Reminders of the city’s violent past are everywhere in the series. While completely true to Winger’s metaphor and the hidden comparison she refers to, there’s nothing in the story about the Holocaust.
Yet, for me, the stark reminder was there, but in a beautiful way. In one of the scenes, Esty walks through the Brandenburg Gates. She moves effortlessly between the east and the west of the once divided city.
It’s only a memory that lingers, and only for some who recall the 18th century architecture built at the behest of Prussian Frederick William II, but two centuries later was adorned with Nazi regalia.
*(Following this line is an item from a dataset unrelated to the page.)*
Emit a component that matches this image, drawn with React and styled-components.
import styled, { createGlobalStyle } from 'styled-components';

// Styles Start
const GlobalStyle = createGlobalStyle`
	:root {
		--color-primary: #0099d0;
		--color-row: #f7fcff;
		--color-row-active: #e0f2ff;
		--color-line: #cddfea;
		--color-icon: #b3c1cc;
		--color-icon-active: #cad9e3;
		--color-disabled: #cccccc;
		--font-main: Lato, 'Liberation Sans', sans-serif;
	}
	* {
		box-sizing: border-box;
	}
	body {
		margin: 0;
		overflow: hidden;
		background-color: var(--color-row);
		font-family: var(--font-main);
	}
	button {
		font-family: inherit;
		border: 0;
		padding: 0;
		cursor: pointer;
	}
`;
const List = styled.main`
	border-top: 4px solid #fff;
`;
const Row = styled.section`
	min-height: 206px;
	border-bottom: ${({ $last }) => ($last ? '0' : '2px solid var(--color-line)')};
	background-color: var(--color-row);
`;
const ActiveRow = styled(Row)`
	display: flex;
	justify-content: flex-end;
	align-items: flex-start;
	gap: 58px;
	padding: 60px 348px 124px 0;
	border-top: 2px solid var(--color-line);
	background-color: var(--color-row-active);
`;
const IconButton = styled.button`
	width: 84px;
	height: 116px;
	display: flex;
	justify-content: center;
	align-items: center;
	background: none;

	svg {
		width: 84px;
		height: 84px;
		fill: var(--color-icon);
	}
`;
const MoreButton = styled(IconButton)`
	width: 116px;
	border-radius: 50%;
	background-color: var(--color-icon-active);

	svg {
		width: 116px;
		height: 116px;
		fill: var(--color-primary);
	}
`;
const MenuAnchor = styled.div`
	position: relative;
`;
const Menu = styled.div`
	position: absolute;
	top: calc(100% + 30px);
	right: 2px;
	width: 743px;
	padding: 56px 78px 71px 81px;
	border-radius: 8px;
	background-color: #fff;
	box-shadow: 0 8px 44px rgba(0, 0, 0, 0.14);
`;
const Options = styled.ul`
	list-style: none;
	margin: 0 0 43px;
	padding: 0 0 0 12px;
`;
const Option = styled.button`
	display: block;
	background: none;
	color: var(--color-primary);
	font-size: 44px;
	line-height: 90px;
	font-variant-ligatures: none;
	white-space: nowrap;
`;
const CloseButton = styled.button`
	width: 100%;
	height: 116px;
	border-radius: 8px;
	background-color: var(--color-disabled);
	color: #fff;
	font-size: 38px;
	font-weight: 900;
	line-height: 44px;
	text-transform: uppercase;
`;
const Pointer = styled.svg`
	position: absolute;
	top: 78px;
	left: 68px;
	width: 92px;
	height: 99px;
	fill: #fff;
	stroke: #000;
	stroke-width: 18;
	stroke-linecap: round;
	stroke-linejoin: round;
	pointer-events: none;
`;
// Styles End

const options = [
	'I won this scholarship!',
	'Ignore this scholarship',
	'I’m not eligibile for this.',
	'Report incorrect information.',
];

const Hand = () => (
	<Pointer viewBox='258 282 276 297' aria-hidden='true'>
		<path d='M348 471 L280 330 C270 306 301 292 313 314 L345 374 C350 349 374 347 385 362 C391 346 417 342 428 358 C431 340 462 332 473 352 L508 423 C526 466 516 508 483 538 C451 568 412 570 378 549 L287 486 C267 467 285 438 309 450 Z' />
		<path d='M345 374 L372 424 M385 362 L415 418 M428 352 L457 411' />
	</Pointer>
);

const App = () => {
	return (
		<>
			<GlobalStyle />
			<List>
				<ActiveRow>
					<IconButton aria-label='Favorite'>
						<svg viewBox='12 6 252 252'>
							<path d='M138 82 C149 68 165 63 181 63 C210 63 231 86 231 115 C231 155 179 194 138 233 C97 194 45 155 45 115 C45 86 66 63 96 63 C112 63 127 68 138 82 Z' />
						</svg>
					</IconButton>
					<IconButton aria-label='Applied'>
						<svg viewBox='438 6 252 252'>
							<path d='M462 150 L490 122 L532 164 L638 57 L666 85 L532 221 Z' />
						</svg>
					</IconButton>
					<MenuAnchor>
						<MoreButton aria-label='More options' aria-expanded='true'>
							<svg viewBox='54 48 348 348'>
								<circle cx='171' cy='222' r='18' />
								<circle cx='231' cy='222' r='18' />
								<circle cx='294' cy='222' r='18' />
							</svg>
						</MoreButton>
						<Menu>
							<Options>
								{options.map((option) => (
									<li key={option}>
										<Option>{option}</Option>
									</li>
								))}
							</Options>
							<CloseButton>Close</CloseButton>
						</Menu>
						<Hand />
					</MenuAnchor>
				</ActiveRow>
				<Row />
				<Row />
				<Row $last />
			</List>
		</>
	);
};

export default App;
Lest we forget.
Most of the TV series was filmed in Berlin with a studio set up to produce some of the Brooklyn scenes particularly of the traditional Chasidic Satmar wedding, complete with bedeken (veiling), chuppah, and yichud (seclusion) room.
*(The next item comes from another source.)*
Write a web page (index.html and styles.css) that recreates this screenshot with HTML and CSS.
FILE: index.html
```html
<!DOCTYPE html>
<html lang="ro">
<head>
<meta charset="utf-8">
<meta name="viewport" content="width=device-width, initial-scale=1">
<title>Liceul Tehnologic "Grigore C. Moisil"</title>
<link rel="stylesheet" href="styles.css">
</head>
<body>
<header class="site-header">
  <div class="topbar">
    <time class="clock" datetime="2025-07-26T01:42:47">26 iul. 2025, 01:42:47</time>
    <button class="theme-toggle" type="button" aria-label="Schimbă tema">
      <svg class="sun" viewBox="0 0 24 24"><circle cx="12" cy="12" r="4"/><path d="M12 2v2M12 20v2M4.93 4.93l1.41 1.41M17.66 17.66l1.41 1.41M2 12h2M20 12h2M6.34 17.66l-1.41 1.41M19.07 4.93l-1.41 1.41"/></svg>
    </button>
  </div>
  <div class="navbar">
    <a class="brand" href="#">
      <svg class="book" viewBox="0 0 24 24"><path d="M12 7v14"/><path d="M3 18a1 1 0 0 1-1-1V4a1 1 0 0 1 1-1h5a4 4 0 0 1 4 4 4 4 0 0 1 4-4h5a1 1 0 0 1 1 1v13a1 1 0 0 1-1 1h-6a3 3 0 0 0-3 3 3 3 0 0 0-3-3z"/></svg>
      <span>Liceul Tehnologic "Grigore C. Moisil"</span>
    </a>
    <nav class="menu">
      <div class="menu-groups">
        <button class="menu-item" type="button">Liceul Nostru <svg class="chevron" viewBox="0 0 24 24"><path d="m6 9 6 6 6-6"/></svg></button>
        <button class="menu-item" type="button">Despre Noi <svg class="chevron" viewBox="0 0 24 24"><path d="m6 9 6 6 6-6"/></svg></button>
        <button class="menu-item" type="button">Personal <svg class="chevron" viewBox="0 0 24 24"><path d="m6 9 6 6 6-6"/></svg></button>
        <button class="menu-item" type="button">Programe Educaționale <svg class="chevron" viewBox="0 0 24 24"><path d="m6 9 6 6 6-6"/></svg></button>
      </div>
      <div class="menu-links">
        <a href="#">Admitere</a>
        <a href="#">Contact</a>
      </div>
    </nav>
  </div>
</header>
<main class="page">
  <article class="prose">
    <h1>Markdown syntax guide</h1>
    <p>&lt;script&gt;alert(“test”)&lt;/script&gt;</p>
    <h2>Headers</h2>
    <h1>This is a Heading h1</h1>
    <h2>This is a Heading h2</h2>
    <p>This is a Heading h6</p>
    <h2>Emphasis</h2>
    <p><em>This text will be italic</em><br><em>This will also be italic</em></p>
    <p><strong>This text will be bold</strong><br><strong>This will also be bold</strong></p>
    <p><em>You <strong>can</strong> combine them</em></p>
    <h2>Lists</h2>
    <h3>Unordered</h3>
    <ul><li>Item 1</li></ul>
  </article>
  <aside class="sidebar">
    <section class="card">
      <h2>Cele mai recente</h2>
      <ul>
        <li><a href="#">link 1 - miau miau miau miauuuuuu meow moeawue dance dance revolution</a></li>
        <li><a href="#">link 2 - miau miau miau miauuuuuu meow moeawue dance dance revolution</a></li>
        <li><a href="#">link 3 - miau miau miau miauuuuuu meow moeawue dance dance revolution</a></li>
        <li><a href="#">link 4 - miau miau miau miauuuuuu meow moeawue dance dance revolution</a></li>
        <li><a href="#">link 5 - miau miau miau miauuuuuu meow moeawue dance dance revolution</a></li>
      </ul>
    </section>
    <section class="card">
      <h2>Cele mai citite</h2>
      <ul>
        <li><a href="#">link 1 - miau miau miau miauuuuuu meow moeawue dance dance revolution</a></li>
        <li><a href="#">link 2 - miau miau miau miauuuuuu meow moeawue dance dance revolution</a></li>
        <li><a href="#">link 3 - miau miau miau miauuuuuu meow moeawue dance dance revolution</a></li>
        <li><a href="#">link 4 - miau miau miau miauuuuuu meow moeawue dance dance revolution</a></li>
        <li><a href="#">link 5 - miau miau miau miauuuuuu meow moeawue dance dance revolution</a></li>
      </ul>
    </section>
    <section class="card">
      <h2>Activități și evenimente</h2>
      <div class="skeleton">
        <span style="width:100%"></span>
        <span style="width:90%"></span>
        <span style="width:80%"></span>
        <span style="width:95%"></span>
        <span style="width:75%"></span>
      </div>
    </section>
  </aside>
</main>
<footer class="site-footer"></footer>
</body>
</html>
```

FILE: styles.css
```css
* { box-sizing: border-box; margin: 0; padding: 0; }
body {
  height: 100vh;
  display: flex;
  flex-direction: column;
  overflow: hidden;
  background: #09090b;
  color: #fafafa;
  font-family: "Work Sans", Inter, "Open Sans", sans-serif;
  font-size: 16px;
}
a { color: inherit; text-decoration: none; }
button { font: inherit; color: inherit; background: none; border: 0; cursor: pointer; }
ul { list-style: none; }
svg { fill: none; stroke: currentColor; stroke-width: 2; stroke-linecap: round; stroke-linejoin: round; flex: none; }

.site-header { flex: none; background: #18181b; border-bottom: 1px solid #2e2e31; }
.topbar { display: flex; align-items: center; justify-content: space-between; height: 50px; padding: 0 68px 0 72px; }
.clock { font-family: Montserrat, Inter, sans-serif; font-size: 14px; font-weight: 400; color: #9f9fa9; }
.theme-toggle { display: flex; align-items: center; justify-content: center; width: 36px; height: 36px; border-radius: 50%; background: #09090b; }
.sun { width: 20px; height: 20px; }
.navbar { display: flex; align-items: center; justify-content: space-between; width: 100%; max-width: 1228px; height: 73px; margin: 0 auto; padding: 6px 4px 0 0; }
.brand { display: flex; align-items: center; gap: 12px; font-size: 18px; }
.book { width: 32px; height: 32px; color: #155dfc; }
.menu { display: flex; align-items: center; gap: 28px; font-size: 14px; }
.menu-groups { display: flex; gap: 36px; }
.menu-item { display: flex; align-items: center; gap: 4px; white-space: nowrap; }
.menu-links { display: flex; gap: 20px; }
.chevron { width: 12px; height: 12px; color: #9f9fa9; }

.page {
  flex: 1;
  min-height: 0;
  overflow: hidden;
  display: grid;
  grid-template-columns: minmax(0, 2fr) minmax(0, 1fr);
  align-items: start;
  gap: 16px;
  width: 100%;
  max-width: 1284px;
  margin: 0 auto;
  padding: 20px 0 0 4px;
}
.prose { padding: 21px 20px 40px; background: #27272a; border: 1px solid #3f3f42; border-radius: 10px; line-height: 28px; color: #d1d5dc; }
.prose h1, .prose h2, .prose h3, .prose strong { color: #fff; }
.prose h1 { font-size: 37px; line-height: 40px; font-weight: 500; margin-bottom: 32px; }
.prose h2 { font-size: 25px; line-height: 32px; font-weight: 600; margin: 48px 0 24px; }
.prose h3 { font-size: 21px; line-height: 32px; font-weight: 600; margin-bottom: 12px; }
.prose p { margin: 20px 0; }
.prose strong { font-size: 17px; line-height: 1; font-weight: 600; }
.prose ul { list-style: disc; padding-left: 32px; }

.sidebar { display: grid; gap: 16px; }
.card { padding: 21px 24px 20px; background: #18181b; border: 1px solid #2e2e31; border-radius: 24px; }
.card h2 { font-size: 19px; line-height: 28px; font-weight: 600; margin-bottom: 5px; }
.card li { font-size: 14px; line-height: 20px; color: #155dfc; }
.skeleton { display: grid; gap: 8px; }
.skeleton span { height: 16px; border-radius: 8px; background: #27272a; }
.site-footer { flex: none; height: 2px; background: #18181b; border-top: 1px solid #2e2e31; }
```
All the shtreimels (fur hats) used in the film are made from fake fur which together with the velcro payot were painstakingly cared for by the wig mistress on the set.
When Esty escapes, she is pursued by her husband, Yanky, who is led by his friend Moishe. In its online review, Penske Media’s IndieWire relates that the series indulges in the dark comic exploits of the men on her tail. Moishe, a chain-smoking gambling addict with nothing to lose, hauls the reticent Yanky on a globe-trotting journey that forces him to confront his own discomfort with his ideological lifestyle.
With Wilbusch as Moishe embodying the role of carefree bounty hunter, and Yanky as his quasi-virginal disciple, Moishe speaks of what he calls “a different Torah”.
Moishe, who is clearly a bully, arranges for the soft-spined Yanky to visit the red-light district of Berlin, which he finds tormenting.
Flashbacks are skilfully used to tell the story as Esty embraces her new-found life while constantly haunted by the past from which she is desperately trying to escape.
Much like the current New York stage production of Fiddler afn Dak (Fiddler on the Roof), it is incredibly gratifying to see how the language of my father and grandparents – Yiddish – is being kept alive today in such a vibrant cultural form, much like it was spoken on the streets of Lithuania and elsewhere exactly 100 years ago and earlier.
The miniseries Unorthodox is enthralling, and during the lockdown can be tackled as I did on a binge basis. That’s all four of the one-hour episodes in one sitting. It’s simply like a good book that one can’t put down.
You will enjoy the Yiddish. It’s easy to understand and if you can’t, there are subtitles.
It’s best viewed when the children are asleep as it’s exclusively for adult-only audiences. It contains scenes of nudity, and the marital relations between the doomed couple are extremely explicit. So, too, are the explanations of the concept of a Jewish married woman emerging from her niddah state and the rules relating to family purity. It includes a mikvah scene with nothing left to the imagination.
Unorthodox reminds us that life is a constant search, that happiness isn’t always the end goal, and that sometimes you just have to work through tough times to come through the other side. How apt for this time in the world.